Clostridium clariflavum, ein faserabbauendes Bakterium, das Zellulosefasern mit Hilfe von Zellulosomen abbaut.
Clostridium clariflavum, ein faserabbauendes Bakterium, das Zellulosefasern mit Hilfe von Zellulosomen abbaut. Bildrechte: Itzhak Mizrahi

Wissen-News Zu wenig Ballaststoffe: Menschen verlieren immer mehr wichtige Darmbakterien

19. März 2024, 14:17 Uhr

Ballaststoffe sind wichtig für unsere Verdauung. Eine neue Studie zeigt nun allerdings, dass die Menschen zunehmend die Mikroben verlieren, die Ballaststoffe in Nahrung für einen gesunden Verdauungstrakt verwandeln.

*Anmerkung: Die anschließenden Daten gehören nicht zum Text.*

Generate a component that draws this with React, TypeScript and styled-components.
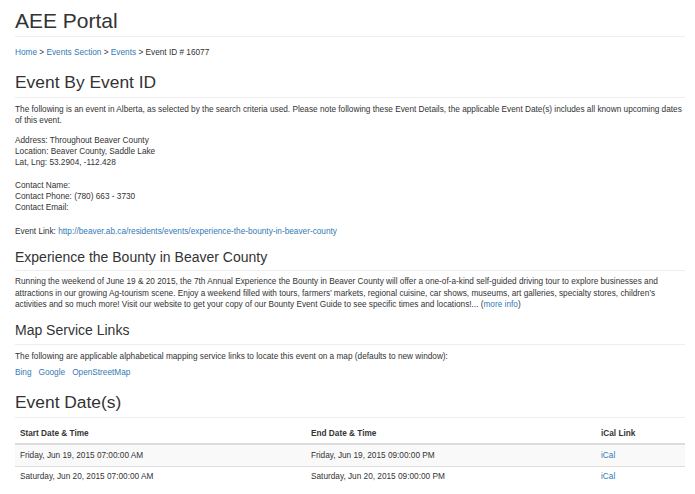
import React from "react";
import styled, { createGlobalStyle } from "styled-components";

const Global = createGlobalStyle`
  html, body { margin: 0; padding: 0; background: #fff; }
  body {
    font-family: "Liberation Sans", Arial, Helvetica, sans-serif;
    font-size: 8.25px;
    line-height: 11.2px;
    color: #333;
  }
  * { box-sizing: border-box; }
`;

const Container = styled.div`
  padding: 0 10px 1px 15px;
`;

const HeaderBlock = styled.div<{ $mt: number; $pb: number }>`
  margin-top: ${(p) => p.$mt}px;
  padding-bottom: ${(p) => p.$pb}px;
  border-bottom: 1px solid #eee;
`;

const Heading = styled.div<{ $size: number }>`
  font-size: ${(p) => p.$size}px;
  line-height: 1.1;
  font-weight: 500;
  color: #333;
`;

const Para = styled.p<{ $mt: number }>`
  margin: ${(p) => p.$mt}px 0 0 0;
`;

const Link = styled.a`
  color: #337ab7;
  text-decoration: none;
`;

const Sep = styled.span`
  color: #333;
`;

const LinkRow = styled.div`
  margin-top: 5.5px;
  display: flex;
  gap: 7px;
`;

const Table = styled.table`
  margin-top: 5.5px;
  width: 670px;
  border-collapse: collapse;
  table-layout: fixed;
`;

const Th = styled.th`
  text-align: left;
  font-weight: bold;
  padding: 4.6px 5px;
  border-bottom: 2px solid #ddd;
`;

const Row = styled.tr<{ $striped: boolean }>`
  background: ${(p) => (p.$striped ? "#f9f9f9" : "transparent")};
`;

const Td = styled.td`
  padding: 4.6px 5px;
  border-top: 1px solid #ddd;
`;

const dates = [
  ["Friday, Jun 19, 2015 07:00:00 AM", "Friday, Jun 19, 2015 09:00:00 PM"],
  ["Saturday, Jun 20, 2015 07:00:00 AM", "Saturday, Jun 20, 2015 09:00:00 PM"],
];

export default function App() {
  return (
    <>
      <Global />
      <Container>
        <HeaderBlock $mt={9} $pb={4}>
          <Heading $size={21}>AEE Portal</Heading>
        </HeaderBlock>

        <Para $mt={10}>
          <Link href="#">Home</Link>
          <Sep> &gt; </Sep>
          <Link href="#">Events Section</Link>
          <Sep> &gt; </Sep>
          <Link href="#">Events</Link>
          <Sep> &gt; </Sep>
          Event ID # 16077
        </Para>

        <HeaderBlock $mt={14.4} $pb={5.5}>
          <Heading $size={17.4}>Event By Event ID</Heading>
        </HeaderBlock>

        <Para $mt={5.4}>
          The following is an event in Alberta, as selected by the search criteria used. Please note following
          these Event Details, the applicable Event Date(s) includes all known upcoming dates
          <br />
          of this event.
        </Para>

        <Para $mt={8.6}>
          Address: Throughout Beaver County
          <br />
          Location: Beaver County, Saddle Lake
          <br />
          Lat, Lng: 53.2904, -112.428
          <br />
          <br />
          Contact Name:
          <br />
          Contact Phone: (780) 663 - 3730
          <br />
          Contact Email:
        </Para>

        <Para $mt={12.6}>
          Event Link:{" "}
          <Link href="#">http://beaver.ab.ca/residents/events/experience-the-bounty-in-beaver-county</Link>
        </Para>

        <HeaderBlock $mt={12.6} $pb={5.4}>
          <Heading $size={14}>Experience the Bounty in Beaver County</Heading>
        </HeaderBlock>

        <Para $mt={5}>
          Running the weekend of June 19 &amp; 20 2015, the 7th Annual Experience the Bounty in Beaver County will
          offer a one-of-a-kind self-guided driving tour to explore businesses and
          <br />
          attractions in our growing Ag-tourism scene. Enjoy a weekend filled with tours, farmers’ markets,
          regional cuisine, car shows, museums, art galleries, specialty stores, children’s
          <br />
          activities and so much more! Visit our website to get your copy of our Bounty Event Guide to see specific
          times and locations!... (<Link href="#">more info</Link>)
        </Para>

        <HeaderBlock $mt={13.5} $pb={5.5}>
          <Heading $size={14}>Map Service Links</Heading>
        </HeaderBlock>

        <Para $mt={5.4}>
          The following are applicable alphabetical mapping service links to locate this event on a map (defaults
          to new window):
        </Para>

        <LinkRow>
          <Link href="#">Bing</Link>
          <Link href="#">Google</Link>
          <Link href="#">OpenStreetMap</Link>
        </LinkRow>

        <HeaderBlock $mt={14} $pb={4.8}>
          <Heading $size={17.4}>Event Date(s)</Heading>
        </HeaderBlock>

        <Table>
          <colgroup>
            <col style={{ width: 291 }} />
            <col style={{ width: 290 }} />
            <col style={{ width: 89 }} />
          </colgroup>
          <thead>
            <tr>
              <Th>Start Date &amp; Time</Th>
              <Th>End Date &amp; Time</Th>
              <Th>iCal Link</Th>
            </tr>
          </thead>
          <tbody>
            {dates.map(([s, e], i) => (
              <Row key={i} $striped={i % 2 === 0}>
                <Td>{s}</Td>
                <Td>{e}</Td>
                <Td>
                  <Link href="#">iCal</Link>
                </Td>
              </Row>
            ))}
          </tbody>
        </Table>
      </Container>
    </>
  );
}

Ballaststoffe sind Zellulose, der faserige Stoff, aus dem Pflanzen bestehen: Blätter, Wurzeln und Baumstämme. Sie stammen vor allem aus Gemüse oder Vollkornprodukten, tragen dazu bei, dass unsere Darmflora gesund und ausgeglichen bleibt und dienen als Ausgangspunkte für eine natürliche Nahrungskette. Am Anfang stehen Bakterien, die Zellulose verdauen können und dem Rest unseres Mikrobioms eine ausgewogene Ernährung bieten. Doch unsere Ernährungsgewohnheiten in den Industriegesellschaften sind mittlerweile weit von denen der Menschen in der Antike entfernt.

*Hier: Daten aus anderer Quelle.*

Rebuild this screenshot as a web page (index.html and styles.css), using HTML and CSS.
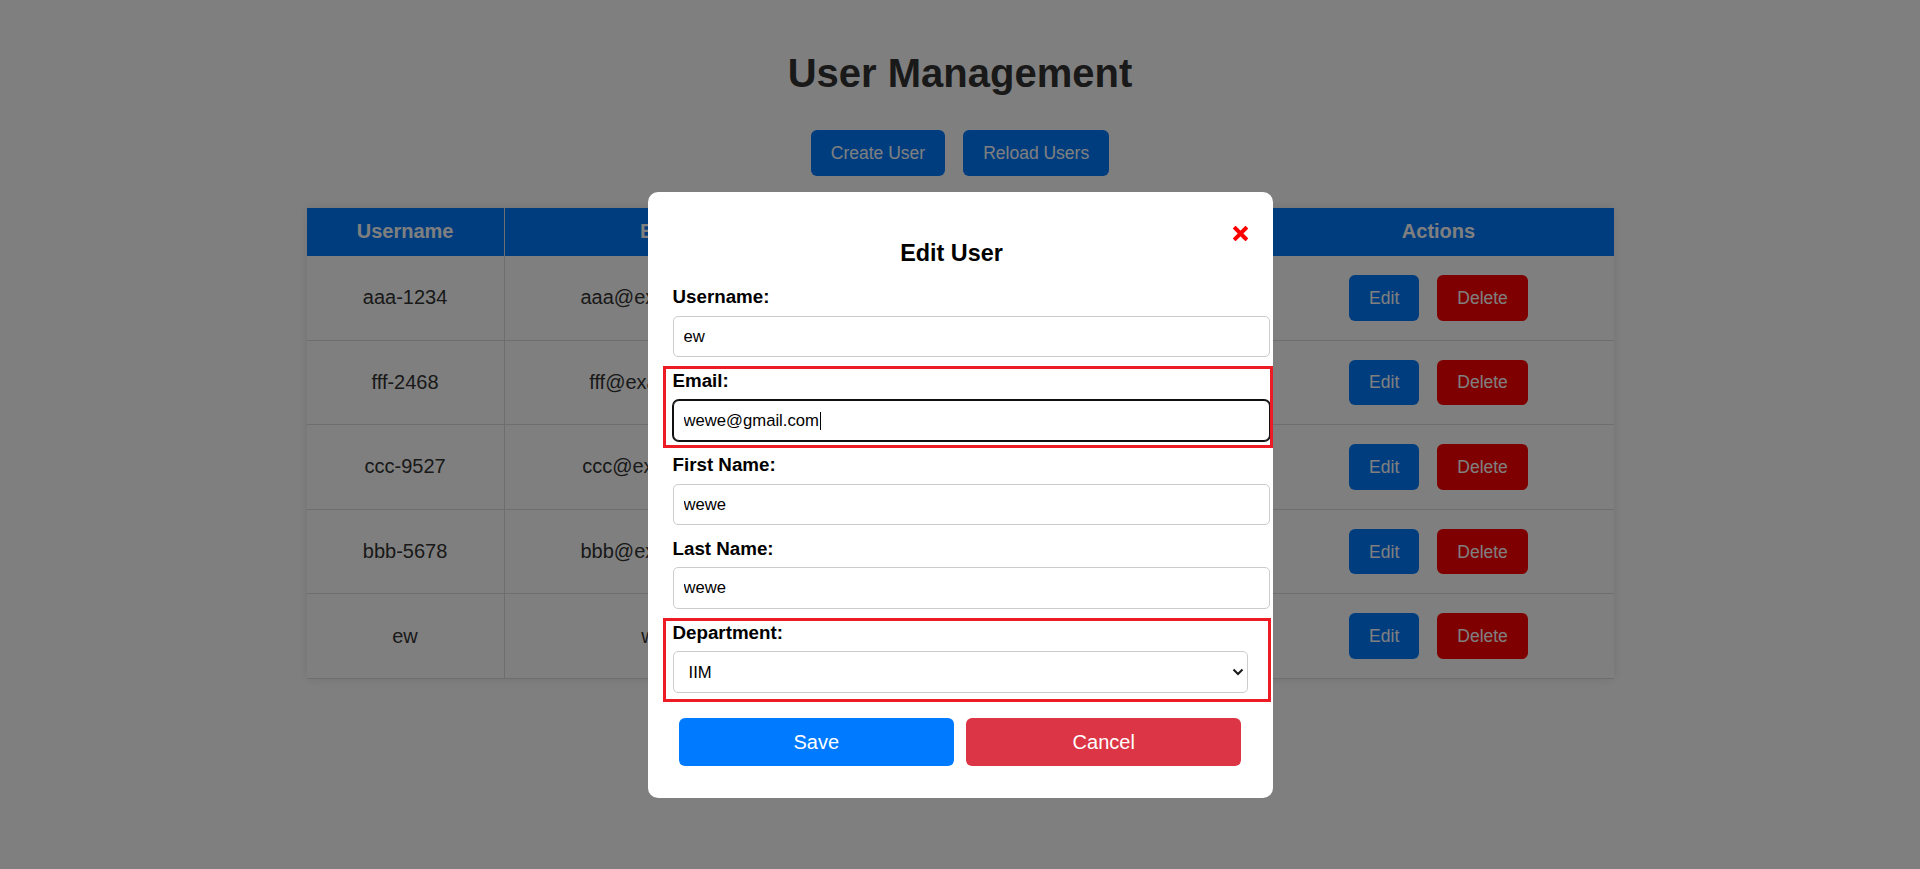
FILE: index.html
```html
<!DOCTYPE html>
<html lang="en">
<head>
<meta charset="utf-8">
<title>User Management</title>
<link rel="stylesheet" href="styles.css">
</head>
<body>
<div class="page">
  <h1 class="page-title">User Management</h1>
  <div class="toolbar">
    <button class="btn btn-primary" type="button">Create User</button>
    <button class="btn btn-primary" type="button">Reload Users</button>
  </div>
  <table class="user-table">
    <colgroup>
      <col class="col-username">
      <col class="col-email">
      <col class="col-first">
      <col class="col-last">
      <col class="col-dept">
      <col class="col-actions">
    </colgroup>
    <thead>
      <tr><th>Username</th><th>Email</th><th>First Name</th><th>Last Name</th><th>Department</th><th>Actions</th></tr>
    </thead>
    <tbody>
      <tr><td>aaa-1234</td><td>aaa@example.com</td><td>Aaa</td><td>Aaa</td><td>IIM</td>
        <td><div class="row-actions"><button class="btn btn-primary" type="button">Edit</button><button class="btn btn-danger" type="button">Delete</button></div></td></tr>
      <tr><td>fff-2468</td><td>fff@example.com</td><td>Fff</td><td>Fff</td><td>IIM</td>
        <td><div class="row-actions"><button class="btn btn-primary" type="button">Edit</button><button class="btn btn-danger" type="button">Delete</button></div></td></tr>
      <tr><td>ccc-9527</td><td>ccc@example.com</td><td>Ccc</td><td>Ccc</td><td>IIM</td>
        <td><div class="row-actions"><button class="btn btn-primary" type="button">Edit</button><button class="btn btn-danger" type="button">Delete</button></div></td></tr>
      <tr><td>bbb-5678</td><td>bbb@example.com</td><td>Bbb</td><td>Bbb</td><td>IIM</td>
        <td><div class="row-actions"><button class="btn btn-primary" type="button">Edit</button><button class="btn btn-danger" type="button">Delete</button></div></td></tr>
      <tr><td>ew</td><td>wewe</td><td>wewe</td><td>wewe</td><td>IIM</td>
        <td><div class="row-actions"><button class="btn btn-primary" type="button">Edit</button><button class="btn btn-danger" type="button">Delete</button></div></td></tr>
    </tbody>
  </table>
</div>

<div class="overlay">
  <div class="modal">
    <span class="modal-close" aria-label="Close">
      <svg width="15" height="15" viewBox="0 0 15 15"><path d="M2.5 2.5 L12.5 12.5 M12.5 2.5 L2.5 12.5" stroke="#ff0000" stroke-width="4" stroke-linecap="square" fill="none"/></svg>
    </span>
    <h3 class="modal-title">Edit User</h3>
    <form class="modal-form">
      <div class="field">
        <label class="field-label" for="f-username">Username:</label>
        <input class="field-input" id="f-username" type="text" value="ew">
      </div>
      <div class="field mark-email">
        <label class="field-label" for="f-email">Email:</label>
        <div class="input-wrap">
          <input class="field-input is-focused" id="f-email" type="text" value="wewe@gmail.com">
          <span class="caret"></span>
        </div>
      </div>
      <div class="field">
        <label class="field-label" for="f-first">First Name:</label>
        <input class="field-input" id="f-first" type="text" value="wewe">
      </div>
      <div class="field">
        <label class="field-label" for="f-last">Last Name:</label>
        <input class="field-input" id="f-last" type="text" value="wewe">
      </div>
      <div class="field mark-dept">
        <label class="field-label" for="f-dept">Department:</label>
        <div class="select-wrap">
          <select class="field-select" id="f-dept"><option>IIM</option></select>
          <svg class="select-arrow" width="12" height="8" viewBox="0 0 12 8"><path d="M1.5 1.5 L6 6 L10.5 1.5" stroke="#1a1a1a" stroke-width="2" fill="none"/></svg>
        </div>
      </div>
      <div class="modal-actions">
        <button class="modal-btn modal-btn-save" type="button">Save</button>
        <button class="modal-btn modal-btn-cancel" type="button">Cancel</button>
      </div>
    </form>
  </div>
</div>
</body>
</html>
```

FILE: styles.css
```css
html, body {
  margin: 0;
  padding: 0;
}

body {
  font-family: "Liberation Sans", Arial, sans-serif;
  background: #ffffff;
  color: #333333;
}

.page {
  padding: 25px;
}

.page-title {
  margin: 25.4px 0 33.6px;
  font-size: 40px;
  line-height: 46px;
  font-weight: bold;
  text-align: center;
  color: #333333;
}

.toolbar {
  display: flex;
  justify-content: center;
  gap: 18px;
  margin-bottom: 31.7px;
}

.btn {
  font-family: "Liberation Sans", Arial, sans-serif;
  font-size: 17.5px;
  line-height: 20px;
  padding: 13px 20px;
  border: none;
  border-radius: 6px;
  color: #ffffff;
  cursor: pointer;
}

.btn-primary {
  background: #007bff;
}

.btn-danger {
  background: #ff0000;
}

.user-table {
  width: 1307px;
  margin: 0 auto;
  border-collapse: collapse;
  table-layout: fixed;
  background: #ffffff;
  box-shadow: 0 0 10px rgba(0, 0, 0, 0.1);
}

.col-username { width: 197.6px; }
.col-email { width: 325.4px; }
.col-first { width: 144.5px; }
.col-last { width: 144.5px; }
.col-dept { width: 144.5px; }
.col-actions { width: 350.5px; }

.user-table th {
  background: #007bff;
  color: #ffffff;
  font-size: 20px;
  font-weight: bold;
  line-height: 23px;
  padding: 12.8px 10px 12.5px;
  border-right: 1px solid #dddddd;
  text-align: center;
}

.user-table td {
  font-size: 20px;
  line-height: 23px;
  padding: 19px 10px;
  border-bottom: 1px solid #dddddd;
  border-right: 1px solid #dddddd;
  text-align: center;
  vertical-align: middle;
  color: #333333;
  white-space: nowrap;
  overflow: hidden;
}

.user-table th:last-child,
.user-table td:last-child {
  border-right: none;
}

.row-actions {
  display: flex;
  justify-content: center;
  gap: 18px;
}

.row-actions .btn {
  padding: 12.8px 20px;
}

/* Modal */
.overlay {
  position: fixed;
  inset: 0;
  background: rgba(0, 0, 0, 0.5);
}

.modal {
  box-sizing: border-box;
  width: 625px;
  margin: 192px auto 0;
  padding: 25px;
  background: #ffffff;
  border-radius: 10px;
  color: #000000;
}

.modal-close {
  float: right;
  box-sizing: border-box;
  width: 17px;
  height: 28.75px;
  padding-top: 9px;
  display: flex;
  justify-content: flex-end;
  align-items: flex-start;
  cursor: pointer;
}

.modal-close svg {
  display: block;
}

.modal-title {
  margin: 23.4px 0 19.1px;
  font-size: 23.4px;
  line-height: 27px;
  font-weight: bold;
  text-align: center;
}

.modal-form {
  margin: 0;
}

.field {
  position: relative;
  margin-bottom: 13px;
}

.field-label {
  display: block;
  font-size: 18.75px;
  line-height: 21.6px;
  font-weight: bold;
  margin-bottom: 8px;
}

.field-input {
  display: block;
  width: 100%;
  padding: 10px;
  border: 1px solid #cccccc;
  border-radius: 5px;
  font-family: "Liberation Sans", Arial, sans-serif;
  font-size: 16.67px;
  line-height: 19.2px;
  color: #000000;
  background: #ffffff;
  outline: none;
}

.field-input.is-focused {
  border-color: #101010;
  box-shadow: 0 0 0 1px #101010;
  border-radius: 6px;
}

.input-wrap {
  position: relative;
}

.caret {
  position: absolute;
  left: 147px;
  top: 12px;
  width: 1px;
  height: 18px;
  background: #000000;
}

.select-wrap {
  position: relative;
}

.field-select {
  display: block;
  box-sizing: border-box;
  width: 100%;
  height: 42px;
  padding: 0 15px;
  border: 1px solid #cccccc;
  border-radius: 5px;
  background: #ffffff;
  font-family: "Liberation Sans", Arial, sans-serif;
  font-size: 16.67px;
  color: #000000;
  -webkit-appearance: none;
  appearance: none;
}

.select-arrow {
  position: absolute;
  right: 4px;
  top: 17px;
  pointer-events: none;
}

/* Review annotation boxes drawn over the form */
.mark-email::after,
.mark-dept::after {
  content: "";
  position: absolute;
  border: 3px solid #ed1c24;
  pointer-events: none;
}

.mark-email::after {
  left: -9.6px;
  right: -25.7px;
  top: -4.3px;
  bottom: -7px;
}

.mark-dept::after {
  left: -9.6px;
  right: -23.6px;
  top: -3.8px;
  bottom: -9.2px;
}

.modal-actions {
  display: flex;
  margin-top: 19px;
}

.modal-btn {
  flex: 1;
  margin: 6.25px;
  padding: 12.5px;
  border: none;
  border-radius: 6px;
  font-family: "Liberation Sans", Arial, sans-serif;
  font-size: 20px;
  line-height: 23px;
  color: #ffffff;
  cursor: pointer;
}

.modal-btn-save {
  background: #007bff;
}

.modal-btn-cancel {
  background: #dc3545;
}
```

Dies wirkt sich offenbar auf unsere Darmflora aus, da neu entdeckte zelluloseabbauende Bakterien aus dem menschlichen Darmmikrobiom verschwinden – insbesondere in den Industriegesellschaften, wie eine aktuelle Studie der Ben-Gurion-Universität des Negev in Israel und Uni Düsseldorf zeigt. "Im Laufe der menschlichen Evolution waren Ballaststoffe immer ein Hauptbestandteil der menschlichen Ernährung", erklärt Studienautorin Sarah Moraïs. "Sie sind auch ein Hauptbestandteil der Ernährung unserer Primatenvorfahren." Moraïs und ihr Team identifizierten wichtige neue Mitglieder des menschlichen Darmmikrobioms: zelluloseabbauende Bakterien namens Ruminococcus. Diese Bakterien bauen Zellulose ab, indem sie große und hochspezialisierte extrazelluläre Proteinkomplexe, so genannte Zellulosomen, produzieren.

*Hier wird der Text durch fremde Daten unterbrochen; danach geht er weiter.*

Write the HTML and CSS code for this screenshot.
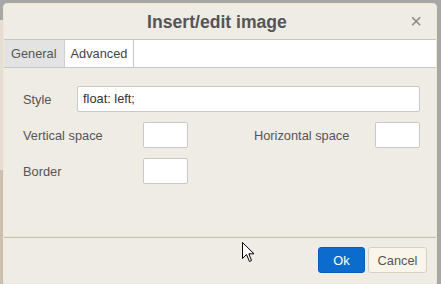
FILE: index.html
```html
<!DOCTYPE html>
<html>
<head>
<meta charset="utf-8">
<link rel="stylesheet" href="styles.css">
</head>
<body>
<div class="dialog">
  <div class="head">
    <div class="title">Insert/edit image</div>
    <div class="close">×</div>
  </div>
  <div class="tabs">
    <div class="tab">General</div>
    <div class="tab active">Advanced</div>
  </div>
  <div class="panel">
    <div class="row">
      <label class="lbl lbl-style">Style</label>
      <div class="input wide">float: left;</div>
    </div>
    <div class="row">
      <label class="lbl lbl-a">Vertical space</label>
      <div class="input small"></div>
      <label class="lbl lbl-b">Horizontal space</label>
      <div class="input small"></div>
    </div>
    <div class="row">
      <label class="lbl lbl-a">Border</label>
      <div class="input small"></div>
    </div>
  </div>
  <div class="foot">
    <button class="btn primary">Ok</button>
    <button class="btn">Cancel</button>
  </div>
  <svg class="cursor" width="13" height="21" viewBox="0 0 13 21">
    <path d="M0.5 0.5 L0.5 16.5 L4.5 12.5 L7.5 19.5 L9.5 18.5 L6.8 11.8 L12 11.8 Z" fill="#fff" stroke="#000" stroke-width="1" stroke-linejoin="miter"/>
  </svg>
</div>
</body>
</html>
```

FILE: styles.css
```css
html, body {
  margin: 0;
  padding: 0;
}
body {
  width: 441px;
  height: 284px;
  overflow: hidden;
  background:
    linear-gradient(to right, #e4ded4 0, #e4ded4 3px, transparent 3px) 0 20px / 3px 150px no-repeat,
    linear-gradient(to right, #c9c0b0 0, #c9c0b0 3px, transparent 3px) 0 170px / 3px 114px no-repeat,
    #a7a7a7;
  padding: 3px 4px 0 3px;
  box-sizing: border-box;
  font-family: "Liberation Sans", Arial, sans-serif;
}
.dialog {
  position: relative;
  width: 434px;
  height: 281px;
  background: #efebe5;
  border: 1px solid #f3e8cf;
  border-radius: 4px 4px 0 0;
  box-sizing: border-box;
  display: flex;
  flex-direction: column;
}
.head {
  height: 35px;
  flex: none;
  display: flex;
  align-items: center;
  justify-content: center;
  position: relative;
  border-bottom: 1px solid #c9c6c1;
}
.title {
  font-size: 17.6px;
  font-weight: bold;
  color: #555;
  margin-left: -6px;
  margin-top: 1px;
}
.close {
  position: absolute;
  right: 14px;
  top: 7px;
  font-size: 20px;
  color: #8a8a8a;
  line-height: 20px;
}
.tabs {
  height: 27px;
  flex: none;
  display: flex;
  background: #fff;
  border-bottom: 1px solid #c9c6c1;
}
.tab {
  font-size: 12.8px;
  color: #555;
  padding: 0 7px 0 7px;
  line-height: 27px;
  background: #e3e3e3;
  border-right: 1px solid #cfcfcf;
}
.tab.active {
  background: #fff;
  color: #444;
  padding: 0 6px 0 6px;
  border-right: 1px solid #c5c5c5;
}
.panel {
  flex: 1;
  padding: 18px 16px 0 19px;
  display: flex;
  flex-direction: column;
  gap: 10px;
  border-bottom: 1px solid #f2e6c8;
}
.row {
  display: flex;
  align-items: center;
  height: 26px;
}
.lbl {
  font-size: 12.8px;
  color: #555;
  flex: none;
}
.lbl-style { width: 54px; }
.lbl-a { width: 120px; }
.lbl-b { width: 121px; margin-left: 66px; }
.input {
  height: 26px;
  box-sizing: border-box;
  background: #fff;
  border: 1px solid #c9c9c9;
  border-radius: 2px;
  font-size: 12.8px;
  color: #333;
  line-height: 24px;
  padding: 0 5px;
}
.wide { width: 343px; }
.small { width: 45px; }
.foot {
  height: 46px;
  flex: none;
  border-top: 1px solid #c4c1bc;
  display: flex;
  justify-content: flex-end;
  align-items: flex-start;
  padding: 9px 9px 0 0;
  box-sizing: border-box;
  gap: 3px;
}
.btn {
  height: 26px;
  font-family: "Liberation Sans", Arial, sans-serif;
  font-size: 12.8px;
  color: #555;
  background: #faf5ea;
  border: 1px solid #d6d0c4;
  border-radius: 3px;
  padding: 0;
  width: 59px;
  margin: 0;
}
.btn.primary {
  width: 47px;
  background: #0b6cce;
  border-color: #0a5db3;
  color: #fff;
}
.cursor {
  position: absolute;
  left: 238px;
  top: 238px;
}
```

Die Untersuchung menschlicher Kohorten ergab, dass Ruminococcus-Stämme robuste Bestandteile des menschlichen Darmmikrobioms in menschlichen Jäger- und Sammlergesellschaften und in ländlichen Gesellschaften sind, dass sie aber in Probanden aus industrialisierten Gesellschaften spärlich vorkommen oder fehlen. "Unsere Vorfahren in Afrika vor 200.000 Jahren haben ihr Mittagessen nicht im Drive-In geholt oder sich eine Pizza nach Hause liefern lassen", erklärt der Düsseldorfer Evolutionsbiologe William Martin. In den industrialisierten Gesellschaften, die sich immer weiter von den landwirtschaftlichen Betrieben entfernt haben, in denen die Lebensmittel erzeugt werden, ändert sich die Ernährung. Diese Abkehr von einer ballaststoffreichen Ernährung ist eine mögliche Erklärung für den Verlust wichtiger zelluloseabbauender Mikroben in unserem Mikrobiom, schlussfolgern die Autoren. Wie kann man diesem evolutionären Rückgang entgegenwirken? Vor allem mit Essen von mehr Ballaststoffen, so die Experten.